– Леопольд Соломонович Мемзер вы будете? – задал глупый вопрос один из визитеров и достал из бокового кармана пиджака наручники, будто вытаскивал из пробитой пешней во льду лунки зимнюю полусонную рыбу. Так они и болтались у него на загнутом крючком мизинце. Было в этом какое-то особенное ублюдочное изящество, какой-то отвратительно гадкий безнаказанный шик и Мемзер-отец заплакал. Заплакал не потому, что жизни его наступил конец, не оттого, что дети его остались не выведены в люди, а хворая женской болезнью жена вернулась из больницы, чтобы угаснуть дома, нет. А заплакал он, понимая, что этот скот вот так, с усмешкою раскачивал на своем пальце его, Мемзера, кандалы и был сейчас вершителем его судьбы или того немногого, что от нее осталось. «Сгорел, сгорел Пасько», – говорили с придыханием его компаньоны и сжигали мосты, унитожали улики, вырывали из памяти, как листок из записной книжки, его фамилию.
Отца расстреляли в шестьдесят восьмом и сделали конфискацию. Со стен большой квартиры в Брюсовом переулке исчезли картины Ботичелли и Веронезе, тяжелые зеркала в завитках бронзы. Вынесли из комнат кушетки декабриста Бестужева, коллекцию романовского фарфора. Пузатый от столового серебра буфет исчез бесследно вместе с серебром. Каминные часы Буре «Сатир и нимфа» почили в бозе. Всю, решительно всю обстановку описали молчаливые деловитые люди в костюмах из шестого отдела и вывезли на крытых грузовиках в неизвестном направлении. Хотя это еще вопрос, в неизвестном ли? В Эрмитаже, Русском музее, музее Пушкина и прочих этого рода предприятиях, почтивших бы за честь разместить мемзеровскую собственность у себя, она никогда не появлялась. Зато кое-что вскорости можно было увидеть в доме министра внутренних дел Щелокова, в коллекции супруги Леонида Ильича Брежнева, на даче зятя все того же Леонида Ильича товарища Чурбанова и в интерьерах некоторых прочих ответственных товарищей.
Забрали и дачу. Поселился на ней какой-то отставной хмырь, кажется, почетный метростроевец. Картошку посадил, пристроил кой-чего на свой вкус, купил дефицитной целлофановой пленки да понаделал огуречных парников. Жил хмырь метростроевский со своей хмырицей, хмырятами и хмыренышами на даче по нескольку месяцев кряду, начиная от первой апрельской оттепели и заканчивая ноябрьским хрустким снежком. Топил печку дровами и по-хозяйски завезенным углем, закатывал банки с домашними разносолами и все сетовал, что погреб у него, видите ли, маленький, надо бы расширить...

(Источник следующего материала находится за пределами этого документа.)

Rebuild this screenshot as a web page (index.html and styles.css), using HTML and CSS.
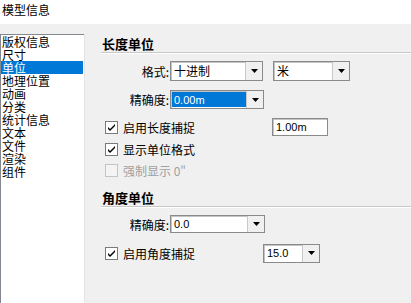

Жора Мемзер ходил по опустевшей, эхом отвечавшей его шагам квартире и кусал нижнюю губу. Душа его была отравлена ядом ненависти, просила о реванше, жаждала отомстить. Он остался в семье за старшего. Парень он был башковитый, учился в Бауманском, носил комсомольский значок и всегда имел в кармане сто рублей – сумма по тем временам астрономическая. С арестом отца комсомольский значок с него вскоре сорвали, из Бауманского отчислили, придравшись к каким-то пустяковым нарушениям дисциплины. То ли он дважды опоздал к лекции, то ли еще что-то. У нас ведь система известная: захотят убрать, так подведут, что и шито будет и крыто. Страна, в которой детей еще недавно заставляли отрекаться от родителей, на чьих посмертных делах стояло «враг народа», не может измениться быстро. И даже если с виду будет казаться, что она изменилась, при малейшем дуновении лубянского ветерка все тут же станет прежним. В общем, остался Жора без образования, а с тем и без перспективы состояться как человек значительный. Начинать же карьеру мясника, или торговца снегирями на рынке, или настройщика роялей (он неплохо музицировал) Мемзер не хотел вовсе.